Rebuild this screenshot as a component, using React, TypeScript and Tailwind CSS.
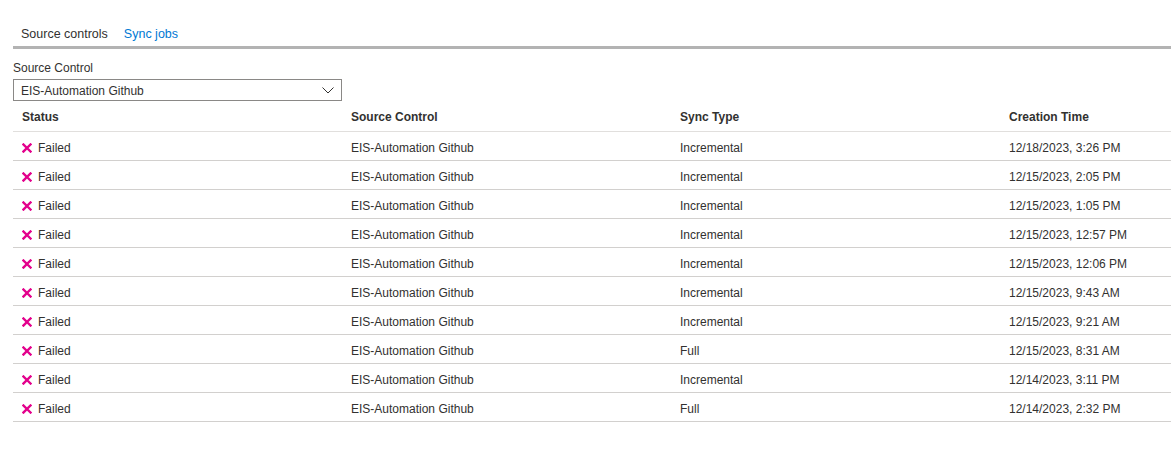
const ROWS = [
  { type: "Incremental", time: "12/18/2023, 3:26 PM" },
  { type: "Incremental", time: "12/15/2023, 2:05 PM" },
  { type: "Incremental", time: "12/15/2023, 1:05 PM" },
  { type: "Incremental", time: "12/15/2023, 12:57 PM" },
  { type: "Incremental", time: "12/15/2023, 12:06 PM" },
  { type: "Incremental", time: "12/15/2023, 9:43 AM" },
  { type: "Incremental", time: "12/15/2023, 9:21 AM" },
  { type: "Full", time: "12/15/2023, 8:31 AM" },
  { type: "Incremental", time: "12/14/2023, 3:11 PM" },
  { type: "Full", time: "12/14/2023, 2:32 PM" },
]

const cols = "grid grid-cols-[329px_329px_329px_1fr]"

function FailIcon() {
  return (
    <svg width="10" height="10" viewBox="0 0 10 10" fill="none" stroke="#e3008c" strokeWidth="2.4" strokeLinecap="square">
      <path d="M1.5 1.5 L8.5 8.5 M8.5 1.5 L1.5 8.5" />
    </svg>
  )
}

export default function App() {
  return (
    <div className="w-[1171px] h-[466px] bg-white text-[#323130] text-[12px] overflow-hidden" style={{ fontFamily: "'Segoe UI', 'Liberation Sans', Arial, sans-serif" }}>
      {/* Tabs */}
      <div className="pl-[13px] pt-[26px]">
        <div className="flex gap-[16px] pl-[8px] text-[12.5px] leading-[17px] pb-[3px]">
          <span>Source controls</span>
          <span className="text-[#0078d4]">Sync jobs</span>
        </div>
        <div className="h-[3px] bg-[#b3b3b3]" />
      </div>

      {/* Filter */}
      <div className="pl-[13px] pt-[11px]">
        <div className="leading-[16px]">Source Control</div>
        <div className="mt-[3px] w-[329px] h-[22px] border border-[#8a8886] flex items-center justify-between pl-[7px] pr-[7px] pt-[1px]">
          <span>EIS-Automation Github</span>
          <svg width="12" height="7" viewBox="0 0 12 7" fill="none" stroke="#323130" strokeWidth="1">
            <path d="M0.5 0.5 L6 6 L11.5 0.5" />
          </svg>
        </div>
      </div>

      {/* Table */}
      <div className="ml-[13px]">
        <div className={`${cols} h-[31px] items-center border-b border-[#e1dfdd] font-semibold pt-[2px]`}>
          <div className="pl-[9px]">Status</div>
          <div className="pl-[9px]">Source Control</div>
          <div className="pl-[9px]">Sync Type</div>
          <div className="pl-[9px]">Creation Time</div>
        </div>
        {ROWS.map((r, i) => (
          <div key={i} className={`${cols} h-[29px] items-center border-b border-[#d2d0ce] pt-[3px]`}>
            <div className="pl-[9px] flex items-center gap-[6px]">
              <FailIcon />
              <span>Failed</span>
            </div>
            <div className="pl-[9px]">EIS-Automation Github</div>
            <div className="pl-[9px]">{r.type}</div>
            <div className="pl-[9px]">{r.time}</div>
          </div>
        ))}
      </div>
    </div>
  )
}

═══

The problem – Transcribe the full listing character for character. Pictures are excluded.

Expected answer –
Rebuild this screenshot as a component, using React, TypeScript and Tailwind CSS.
const ROWS = [
  { type: "Incremental", time: "12/18/2023, 3:26 PM" },
  { type: "Incremental", time: "12/15/2023, 2:05 PM" },
  { type: "Incremental", time: "12/15/2023, 1:05 PM" },
  { type: "Incremental", time: "12/15/2023, 12:57 PM" },
  { type: "Incremental", time: "12/15/2023, 12:06 PM" },
  { type: "Incremental", time: "12/15/2023, 9:43 AM" },
  { type: "Incremental", time: "12/15/2023, 9:21 AM" },
  { type: "Full", time: "12/15/2023, 8:31 AM" },
  { type: "Incremental", time: "12/14/2023, 3:11 PM" },
  { type: "Full", time: "12/14/2023, 2:32 PM" },
]

const cols = "grid grid-cols-[329px_329px_329px_1fr]"

function FailIcon() {
  return (
    <svg width="10" height="10" viewBox="0 0 10 10" fill="none" stroke="#e3008c" strokeWidth="2.4" strokeLinecap="square">
      <path d="M1.5 1.5 L8.5 8.5 M8.5 1.5 L1.5 8.5" />
    </svg>
  )
}

export default function App() {
  return (
    <div className="w-[1171px] h-[466px] bg-white text-[#323130] text-[12px] overflow-hidden" style={{ fontFamily: "'Segoe UI', 'Liberation Sans', Arial, sans-serif" }}>
      {/* Tabs */}
      <div className="pl-[13px] pt-[26px]">
        <div className="flex gap-[16px] pl-[8px] text-[12.5px] leading-[17px] pb-[3px]">
          <span>Source controls</span>
          <span className="text-[#0078d4]">Sync jobs</span>
        </div>
        <div className="h-[3px] bg-[#b3b3b3]" />
      </div>

      {/* Filter */}
      <div className="pl-[13px] pt-[11px]">
        <div className="leading-[16px]">Source Control</div>
        <div className="mt-[3px] w-[329px] h-[22px] border border-[#8a8886] flex items-center justify-between pl-[7px] pr-[7px] pt-[1px]">
          <span>EIS-Automation Github</span>
          <svg width="12" height="7" viewBox="0 0 12 7" fill="none" stroke="#323130" strokeWidth="1">
            <path d="M0.5 0.5 L6 6 L11.5 0.5" />
          </svg>
        </div>
      </div>

      {/* Table */}
      <div className="ml-[13px]">
        <div className={`${cols} h-[31px] items-center border-b border-[#e1dfdd] font-semibold pt-[2px]`}>
          <div className="pl-[9px]">Status</div>
          <div className="pl-[9px]">Source Control</div>
          <div className="pl-[9px]">Sync Type</div>
          <div className="pl-[9px]">Creation Time</div>
        </div>
        {ROWS.map((r, i) => (
          <div key={i} className={`${cols} h-[29px] items-center border-b border-[#d2d0ce] pt-[3px]`}>
            <div className="pl-[9px] flex items-center gap-[6px]">
              <FailIcon />
              <span>Failed</span>
            </div>
            <div className="pl-[9px]">EIS-Automation Github</div>
            <div className="pl-[9px]">{r.type}</div>
            <div className="pl-[9px]">{r.time}</div>
          </div>
        ))}
      </div>
    </div>
  )
}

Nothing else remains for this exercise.